-- BEGIN Recorded information --
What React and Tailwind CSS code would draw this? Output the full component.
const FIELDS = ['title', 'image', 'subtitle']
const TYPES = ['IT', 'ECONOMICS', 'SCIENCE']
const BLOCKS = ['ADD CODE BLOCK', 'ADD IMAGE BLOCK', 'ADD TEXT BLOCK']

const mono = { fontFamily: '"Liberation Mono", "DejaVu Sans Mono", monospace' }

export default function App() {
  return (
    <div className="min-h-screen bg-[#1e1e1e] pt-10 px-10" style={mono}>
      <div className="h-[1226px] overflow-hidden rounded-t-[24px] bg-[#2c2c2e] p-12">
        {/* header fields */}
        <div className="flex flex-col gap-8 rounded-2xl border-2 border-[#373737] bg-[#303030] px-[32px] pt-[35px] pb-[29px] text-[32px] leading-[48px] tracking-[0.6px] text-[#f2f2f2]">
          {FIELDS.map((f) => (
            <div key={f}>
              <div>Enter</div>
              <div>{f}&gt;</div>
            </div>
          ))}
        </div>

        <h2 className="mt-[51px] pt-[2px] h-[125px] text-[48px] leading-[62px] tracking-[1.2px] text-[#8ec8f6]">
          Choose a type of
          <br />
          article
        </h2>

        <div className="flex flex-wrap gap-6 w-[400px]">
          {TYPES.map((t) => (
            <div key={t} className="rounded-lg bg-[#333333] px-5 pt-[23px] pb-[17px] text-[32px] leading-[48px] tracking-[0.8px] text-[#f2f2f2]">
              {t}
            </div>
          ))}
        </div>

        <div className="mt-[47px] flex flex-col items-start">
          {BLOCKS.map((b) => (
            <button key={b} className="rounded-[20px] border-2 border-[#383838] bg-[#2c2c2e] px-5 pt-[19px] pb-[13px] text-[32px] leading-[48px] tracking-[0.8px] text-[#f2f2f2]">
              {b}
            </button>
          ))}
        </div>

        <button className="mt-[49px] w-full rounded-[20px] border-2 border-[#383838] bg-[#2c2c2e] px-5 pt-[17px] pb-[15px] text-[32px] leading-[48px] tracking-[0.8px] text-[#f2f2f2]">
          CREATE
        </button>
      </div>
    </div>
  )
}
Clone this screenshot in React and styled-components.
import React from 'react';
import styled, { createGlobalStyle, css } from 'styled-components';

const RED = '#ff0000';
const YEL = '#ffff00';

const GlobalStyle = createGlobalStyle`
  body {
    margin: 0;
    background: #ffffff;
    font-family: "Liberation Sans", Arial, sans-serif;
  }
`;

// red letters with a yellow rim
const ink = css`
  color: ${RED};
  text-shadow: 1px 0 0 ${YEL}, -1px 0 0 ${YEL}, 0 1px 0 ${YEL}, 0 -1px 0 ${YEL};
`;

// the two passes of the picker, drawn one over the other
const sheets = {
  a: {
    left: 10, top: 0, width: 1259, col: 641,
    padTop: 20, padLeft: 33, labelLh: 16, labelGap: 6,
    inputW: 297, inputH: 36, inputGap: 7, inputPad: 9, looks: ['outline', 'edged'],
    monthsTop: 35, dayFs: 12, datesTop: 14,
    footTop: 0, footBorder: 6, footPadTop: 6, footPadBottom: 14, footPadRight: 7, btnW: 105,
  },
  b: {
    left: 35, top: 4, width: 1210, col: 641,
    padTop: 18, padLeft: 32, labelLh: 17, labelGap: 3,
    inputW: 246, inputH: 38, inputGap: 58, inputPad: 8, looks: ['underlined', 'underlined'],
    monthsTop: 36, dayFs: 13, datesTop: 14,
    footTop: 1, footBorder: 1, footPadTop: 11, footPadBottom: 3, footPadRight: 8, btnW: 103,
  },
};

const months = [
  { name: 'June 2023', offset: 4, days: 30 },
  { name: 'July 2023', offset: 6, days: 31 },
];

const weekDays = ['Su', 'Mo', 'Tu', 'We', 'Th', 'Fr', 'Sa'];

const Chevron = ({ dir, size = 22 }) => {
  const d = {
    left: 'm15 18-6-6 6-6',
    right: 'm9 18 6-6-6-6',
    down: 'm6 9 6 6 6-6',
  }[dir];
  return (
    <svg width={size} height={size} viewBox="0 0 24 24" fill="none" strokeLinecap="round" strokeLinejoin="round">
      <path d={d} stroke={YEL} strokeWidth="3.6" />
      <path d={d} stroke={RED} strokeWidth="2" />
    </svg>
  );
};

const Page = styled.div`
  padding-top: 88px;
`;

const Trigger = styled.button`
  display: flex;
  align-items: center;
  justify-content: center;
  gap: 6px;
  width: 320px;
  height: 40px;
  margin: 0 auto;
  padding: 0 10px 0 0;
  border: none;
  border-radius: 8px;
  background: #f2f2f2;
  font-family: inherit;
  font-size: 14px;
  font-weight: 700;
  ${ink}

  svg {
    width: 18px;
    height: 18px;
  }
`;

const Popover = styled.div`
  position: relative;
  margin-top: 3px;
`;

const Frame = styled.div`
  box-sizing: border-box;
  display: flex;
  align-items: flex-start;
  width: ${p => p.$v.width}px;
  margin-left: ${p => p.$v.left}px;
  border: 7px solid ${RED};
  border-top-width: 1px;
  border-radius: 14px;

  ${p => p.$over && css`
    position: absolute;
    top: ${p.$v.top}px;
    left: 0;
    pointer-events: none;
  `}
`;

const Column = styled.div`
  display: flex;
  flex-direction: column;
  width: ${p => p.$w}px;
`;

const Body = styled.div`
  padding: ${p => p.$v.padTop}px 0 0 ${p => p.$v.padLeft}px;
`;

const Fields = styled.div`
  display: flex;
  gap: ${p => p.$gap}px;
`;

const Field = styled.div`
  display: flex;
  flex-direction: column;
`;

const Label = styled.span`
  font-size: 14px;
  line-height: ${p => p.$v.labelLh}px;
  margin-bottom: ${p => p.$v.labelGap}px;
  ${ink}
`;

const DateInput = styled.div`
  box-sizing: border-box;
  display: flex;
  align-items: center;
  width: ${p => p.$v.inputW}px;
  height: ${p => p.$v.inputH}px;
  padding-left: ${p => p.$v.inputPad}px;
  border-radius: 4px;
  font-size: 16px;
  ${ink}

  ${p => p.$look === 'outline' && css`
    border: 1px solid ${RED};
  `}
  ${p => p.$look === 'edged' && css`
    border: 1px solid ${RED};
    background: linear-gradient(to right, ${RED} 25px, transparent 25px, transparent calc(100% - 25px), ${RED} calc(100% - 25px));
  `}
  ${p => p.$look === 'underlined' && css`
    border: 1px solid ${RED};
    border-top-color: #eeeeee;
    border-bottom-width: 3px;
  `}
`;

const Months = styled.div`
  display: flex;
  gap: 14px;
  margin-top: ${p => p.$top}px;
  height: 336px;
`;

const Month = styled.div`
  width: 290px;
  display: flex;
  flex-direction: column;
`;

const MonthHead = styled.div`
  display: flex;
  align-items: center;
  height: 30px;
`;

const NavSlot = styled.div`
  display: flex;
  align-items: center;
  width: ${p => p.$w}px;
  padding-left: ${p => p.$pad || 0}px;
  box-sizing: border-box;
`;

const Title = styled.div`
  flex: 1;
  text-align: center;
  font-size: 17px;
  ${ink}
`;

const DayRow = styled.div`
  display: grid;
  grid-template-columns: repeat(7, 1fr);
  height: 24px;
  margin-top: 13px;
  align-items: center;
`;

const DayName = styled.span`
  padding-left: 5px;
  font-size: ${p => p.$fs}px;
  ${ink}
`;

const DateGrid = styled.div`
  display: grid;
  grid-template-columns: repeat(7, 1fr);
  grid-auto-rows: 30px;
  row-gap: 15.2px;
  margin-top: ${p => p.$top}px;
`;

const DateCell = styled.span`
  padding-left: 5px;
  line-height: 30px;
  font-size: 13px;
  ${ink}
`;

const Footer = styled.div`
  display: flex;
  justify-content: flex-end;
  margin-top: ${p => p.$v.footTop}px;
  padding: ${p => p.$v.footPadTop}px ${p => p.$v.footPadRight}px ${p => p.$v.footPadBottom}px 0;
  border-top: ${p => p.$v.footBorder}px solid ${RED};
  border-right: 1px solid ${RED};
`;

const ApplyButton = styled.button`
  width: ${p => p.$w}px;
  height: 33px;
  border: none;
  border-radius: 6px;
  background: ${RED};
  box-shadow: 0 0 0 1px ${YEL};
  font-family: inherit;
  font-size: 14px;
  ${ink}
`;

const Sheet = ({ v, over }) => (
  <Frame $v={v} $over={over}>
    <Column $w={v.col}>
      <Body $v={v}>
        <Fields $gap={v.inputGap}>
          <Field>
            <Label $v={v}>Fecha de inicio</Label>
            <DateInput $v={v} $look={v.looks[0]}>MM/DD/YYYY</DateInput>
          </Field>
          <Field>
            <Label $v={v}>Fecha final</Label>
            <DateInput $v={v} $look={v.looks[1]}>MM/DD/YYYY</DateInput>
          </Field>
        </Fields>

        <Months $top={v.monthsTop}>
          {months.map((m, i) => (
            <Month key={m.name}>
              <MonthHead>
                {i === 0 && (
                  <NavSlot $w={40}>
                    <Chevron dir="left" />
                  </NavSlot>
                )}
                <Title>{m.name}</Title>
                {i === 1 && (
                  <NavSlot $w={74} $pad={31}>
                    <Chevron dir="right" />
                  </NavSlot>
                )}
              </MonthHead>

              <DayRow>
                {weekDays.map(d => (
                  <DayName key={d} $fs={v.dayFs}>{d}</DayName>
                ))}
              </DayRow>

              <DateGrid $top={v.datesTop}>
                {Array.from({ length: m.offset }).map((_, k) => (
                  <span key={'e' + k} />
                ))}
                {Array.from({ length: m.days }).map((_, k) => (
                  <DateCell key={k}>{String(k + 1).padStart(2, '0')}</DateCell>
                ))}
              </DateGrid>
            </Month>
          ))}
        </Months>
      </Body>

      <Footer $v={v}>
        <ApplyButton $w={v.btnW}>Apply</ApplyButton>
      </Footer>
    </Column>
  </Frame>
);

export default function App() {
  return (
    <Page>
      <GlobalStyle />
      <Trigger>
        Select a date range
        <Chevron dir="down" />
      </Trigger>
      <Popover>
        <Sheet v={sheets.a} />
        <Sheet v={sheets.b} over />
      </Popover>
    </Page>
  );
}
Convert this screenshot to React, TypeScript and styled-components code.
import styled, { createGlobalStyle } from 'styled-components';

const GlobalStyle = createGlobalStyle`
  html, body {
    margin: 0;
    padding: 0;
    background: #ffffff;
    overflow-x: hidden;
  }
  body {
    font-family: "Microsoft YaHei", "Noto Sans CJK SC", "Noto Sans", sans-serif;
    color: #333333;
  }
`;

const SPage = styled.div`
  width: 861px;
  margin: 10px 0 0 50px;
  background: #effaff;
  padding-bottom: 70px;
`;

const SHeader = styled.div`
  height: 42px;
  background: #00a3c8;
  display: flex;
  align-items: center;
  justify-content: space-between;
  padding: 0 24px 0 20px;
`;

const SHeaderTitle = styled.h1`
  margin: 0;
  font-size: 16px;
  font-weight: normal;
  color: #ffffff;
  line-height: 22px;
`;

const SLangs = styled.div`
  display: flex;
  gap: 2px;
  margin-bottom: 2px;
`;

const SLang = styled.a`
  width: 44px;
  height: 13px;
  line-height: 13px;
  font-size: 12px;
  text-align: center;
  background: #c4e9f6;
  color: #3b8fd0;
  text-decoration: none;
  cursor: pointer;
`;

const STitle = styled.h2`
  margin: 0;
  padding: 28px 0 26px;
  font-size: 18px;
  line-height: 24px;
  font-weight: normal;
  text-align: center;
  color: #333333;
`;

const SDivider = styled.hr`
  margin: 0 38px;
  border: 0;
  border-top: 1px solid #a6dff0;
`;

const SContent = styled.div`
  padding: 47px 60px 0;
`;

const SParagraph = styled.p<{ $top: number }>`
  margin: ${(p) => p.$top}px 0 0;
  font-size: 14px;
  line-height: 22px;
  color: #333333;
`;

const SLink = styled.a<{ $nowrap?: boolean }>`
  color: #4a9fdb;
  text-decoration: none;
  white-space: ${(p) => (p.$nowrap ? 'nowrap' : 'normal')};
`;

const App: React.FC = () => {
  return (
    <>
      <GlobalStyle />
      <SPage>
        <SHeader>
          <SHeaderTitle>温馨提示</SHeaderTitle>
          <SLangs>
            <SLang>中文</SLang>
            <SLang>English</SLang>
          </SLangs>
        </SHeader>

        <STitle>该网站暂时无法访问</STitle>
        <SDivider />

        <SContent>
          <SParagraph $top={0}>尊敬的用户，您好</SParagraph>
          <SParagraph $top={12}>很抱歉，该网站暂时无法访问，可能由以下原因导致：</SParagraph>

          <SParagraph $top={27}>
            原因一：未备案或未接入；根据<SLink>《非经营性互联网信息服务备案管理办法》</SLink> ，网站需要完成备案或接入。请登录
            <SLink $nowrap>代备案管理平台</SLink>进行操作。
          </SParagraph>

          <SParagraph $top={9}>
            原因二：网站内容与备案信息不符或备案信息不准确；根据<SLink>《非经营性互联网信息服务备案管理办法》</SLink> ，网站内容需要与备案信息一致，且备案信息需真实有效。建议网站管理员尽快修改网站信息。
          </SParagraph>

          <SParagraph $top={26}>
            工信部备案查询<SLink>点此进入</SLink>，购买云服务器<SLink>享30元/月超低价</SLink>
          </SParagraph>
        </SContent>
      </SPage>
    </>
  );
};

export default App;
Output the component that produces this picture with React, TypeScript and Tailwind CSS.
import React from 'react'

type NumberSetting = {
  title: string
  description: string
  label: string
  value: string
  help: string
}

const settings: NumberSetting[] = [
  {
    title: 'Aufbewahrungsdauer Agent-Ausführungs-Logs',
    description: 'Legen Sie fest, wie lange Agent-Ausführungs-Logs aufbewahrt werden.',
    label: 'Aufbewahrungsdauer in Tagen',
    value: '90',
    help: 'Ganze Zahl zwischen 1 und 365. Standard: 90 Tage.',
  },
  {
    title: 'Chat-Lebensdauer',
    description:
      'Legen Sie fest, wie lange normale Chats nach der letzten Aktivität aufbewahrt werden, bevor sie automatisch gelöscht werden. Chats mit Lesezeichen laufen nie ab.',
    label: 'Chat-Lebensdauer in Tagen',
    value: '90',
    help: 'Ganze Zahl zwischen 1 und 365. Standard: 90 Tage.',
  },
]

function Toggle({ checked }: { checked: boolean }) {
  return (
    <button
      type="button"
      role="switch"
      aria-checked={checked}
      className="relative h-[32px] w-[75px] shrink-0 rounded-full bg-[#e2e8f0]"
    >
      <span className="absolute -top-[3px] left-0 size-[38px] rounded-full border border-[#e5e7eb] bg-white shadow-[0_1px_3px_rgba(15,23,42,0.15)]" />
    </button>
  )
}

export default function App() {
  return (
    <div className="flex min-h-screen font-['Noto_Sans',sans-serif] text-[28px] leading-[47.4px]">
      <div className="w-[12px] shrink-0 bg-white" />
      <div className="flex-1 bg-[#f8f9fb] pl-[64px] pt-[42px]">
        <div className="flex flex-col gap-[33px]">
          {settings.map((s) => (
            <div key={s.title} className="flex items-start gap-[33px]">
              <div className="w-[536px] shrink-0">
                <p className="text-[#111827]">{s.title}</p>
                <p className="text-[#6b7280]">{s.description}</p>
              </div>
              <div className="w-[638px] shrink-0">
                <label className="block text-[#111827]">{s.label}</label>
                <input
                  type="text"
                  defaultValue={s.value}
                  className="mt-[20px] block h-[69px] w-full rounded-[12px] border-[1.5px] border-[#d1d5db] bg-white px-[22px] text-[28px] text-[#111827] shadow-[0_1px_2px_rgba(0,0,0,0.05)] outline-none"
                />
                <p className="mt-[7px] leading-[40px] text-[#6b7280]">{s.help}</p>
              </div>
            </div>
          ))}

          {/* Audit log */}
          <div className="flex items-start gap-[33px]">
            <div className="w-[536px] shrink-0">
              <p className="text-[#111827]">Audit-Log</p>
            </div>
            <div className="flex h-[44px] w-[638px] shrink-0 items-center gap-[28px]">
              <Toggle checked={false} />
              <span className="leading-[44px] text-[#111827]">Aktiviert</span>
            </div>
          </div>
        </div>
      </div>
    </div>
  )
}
-- END Recorded information --
## Aim of the task
Quote the data above verbatim from its first line to the line that includes "const BLOCKS = ['ADD", with both boundary lines retained.

## Result
What React and Tailwind CSS code would draw this? Output the full component.
const FIELDS = ['title', 'image', 'subtitle']
const TYPES = ['IT', 'ECONOMICS', 'SCIENCE']
const BLOCKS = ['ADD CODE BLOCK', 'ADD IMAGE BLOCK', 'ADD TEXT BLOCK']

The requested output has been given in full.